Return each line of the data below exactly, omitting any pictures.

───── Given information

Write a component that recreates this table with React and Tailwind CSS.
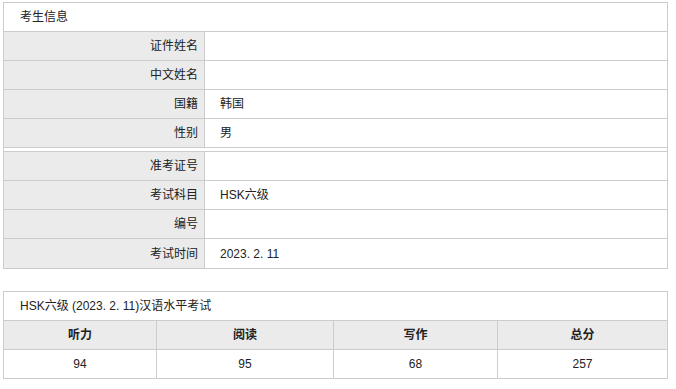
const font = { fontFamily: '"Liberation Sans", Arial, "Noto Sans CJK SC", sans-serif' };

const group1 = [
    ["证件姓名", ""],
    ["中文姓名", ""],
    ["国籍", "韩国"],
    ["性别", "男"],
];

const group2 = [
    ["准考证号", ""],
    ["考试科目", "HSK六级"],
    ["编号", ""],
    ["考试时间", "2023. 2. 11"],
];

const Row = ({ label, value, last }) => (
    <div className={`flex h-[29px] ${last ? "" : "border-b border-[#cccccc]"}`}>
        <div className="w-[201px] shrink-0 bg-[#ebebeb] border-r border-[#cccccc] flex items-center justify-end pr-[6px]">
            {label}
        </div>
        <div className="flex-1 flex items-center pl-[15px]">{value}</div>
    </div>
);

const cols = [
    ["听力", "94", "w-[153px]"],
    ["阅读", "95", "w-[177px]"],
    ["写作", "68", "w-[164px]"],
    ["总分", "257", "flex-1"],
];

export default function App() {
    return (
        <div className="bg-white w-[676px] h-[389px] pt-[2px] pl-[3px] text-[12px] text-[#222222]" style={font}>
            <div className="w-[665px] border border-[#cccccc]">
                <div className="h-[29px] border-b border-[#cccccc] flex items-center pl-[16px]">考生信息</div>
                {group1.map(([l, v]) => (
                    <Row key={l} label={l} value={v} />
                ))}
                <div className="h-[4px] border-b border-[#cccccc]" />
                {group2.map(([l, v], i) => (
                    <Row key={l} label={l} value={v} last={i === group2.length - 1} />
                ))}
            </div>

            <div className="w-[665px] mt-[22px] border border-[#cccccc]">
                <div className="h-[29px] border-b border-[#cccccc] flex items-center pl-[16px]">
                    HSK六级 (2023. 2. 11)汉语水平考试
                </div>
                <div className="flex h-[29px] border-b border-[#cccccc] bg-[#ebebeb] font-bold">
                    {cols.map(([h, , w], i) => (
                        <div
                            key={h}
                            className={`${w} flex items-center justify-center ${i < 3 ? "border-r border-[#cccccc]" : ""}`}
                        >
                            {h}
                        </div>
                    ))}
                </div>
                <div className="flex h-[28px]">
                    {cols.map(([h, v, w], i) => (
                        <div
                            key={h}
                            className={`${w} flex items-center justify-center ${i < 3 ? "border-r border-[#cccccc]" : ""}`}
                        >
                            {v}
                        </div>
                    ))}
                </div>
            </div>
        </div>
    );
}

──────────

▸ Solved exercise:
Write a component that recreates this table with React and Tailwind CSS.
const font = { fontFamily: '"Liberation Sans", Arial, "Noto Sans CJK SC", sans-serif' };

const group1 = [
    ["证件姓名", ""],
    ["中文姓名", ""],
    ["国籍", "韩国"],
    ["性别", "男"],
];

const group2 = [
    ["准考证号", ""],
    ["考试科目", "HSK六级"],
    ["编号", ""],
    ["考试时间", "2023. 2. 11"],
];

const Row = ({ label, value, last }) => (
    <div className={`flex h-[29px] ${last ? "" : "border-b border-[#cccccc]"}`}>
        <div className="w-[201px] shrink-0 bg-[#ebebeb] border-r border-[#cccccc] flex items-center justify-end pr-[6px]">
            {label}
        </div>
        <div className="flex-1 flex items-center pl-[15px]">{value}</div>
    </div>
);

const cols = [
    ["听力", "94", "w-[153px]"],
    ["阅读", "95", "w-[177px]"],
    ["写作", "68", "w-[164px]"],
    ["总分", "257", "flex-1"],
];

export default function App() {
    return (
        <div className="bg-white w-[676px] h-[389px] pt-[2px] pl-[3px] text-[12px] text-[#222222]" style={font}>
            <div className="w-[665px] border border-[#cccccc]">
                <div className="h-[29px] border-b border-[#cccccc] flex items-center pl-[16px]">考生信息</div>
                {group1.map(([l, v]) => (
                    <Row key={l} label={l} value={v} />
                ))}
                <div className="h-[4px] border-b border-[#cccccc]" />
                {group2.map(([l, v], i) => (
                    <Row key={l} label={l} value={v} last={i === group2.length - 1} />
                ))}
            </div>

            <div className="w-[665px] mt-[22px] border border-[#cccccc]">
                <div className="h-[29px] border-b border-[#cccccc] flex items-center pl-[16px]">
                    HSK六级 (2023. 2. 11)汉语水平考试
                </div>
                <div className="flex h-[29px] border-b border-[#cccccc] bg-[#ebebeb] font-bold">
                    {cols.map(([h, , w], i) => (
                        <div
                            key={h}
                            className={`${w} flex items-center justify-center ${i < 3 ? "border-r border-[#cccccc]" : ""}`}
                        >
                            {h}
                        </div>
                    ))}
                </div>
                <div className="flex h-[28px]">
                    {cols.map(([h, v, w], i) => (
                        <div
                            key={h}
                            className={`${w} flex items-center justify-center ${i < 3 ? "border-r border-[#cccccc]" : ""}`}
                        >
                            {v}
                        </div>
                    ))}
                </div>
            </div>
        </div>
    );
}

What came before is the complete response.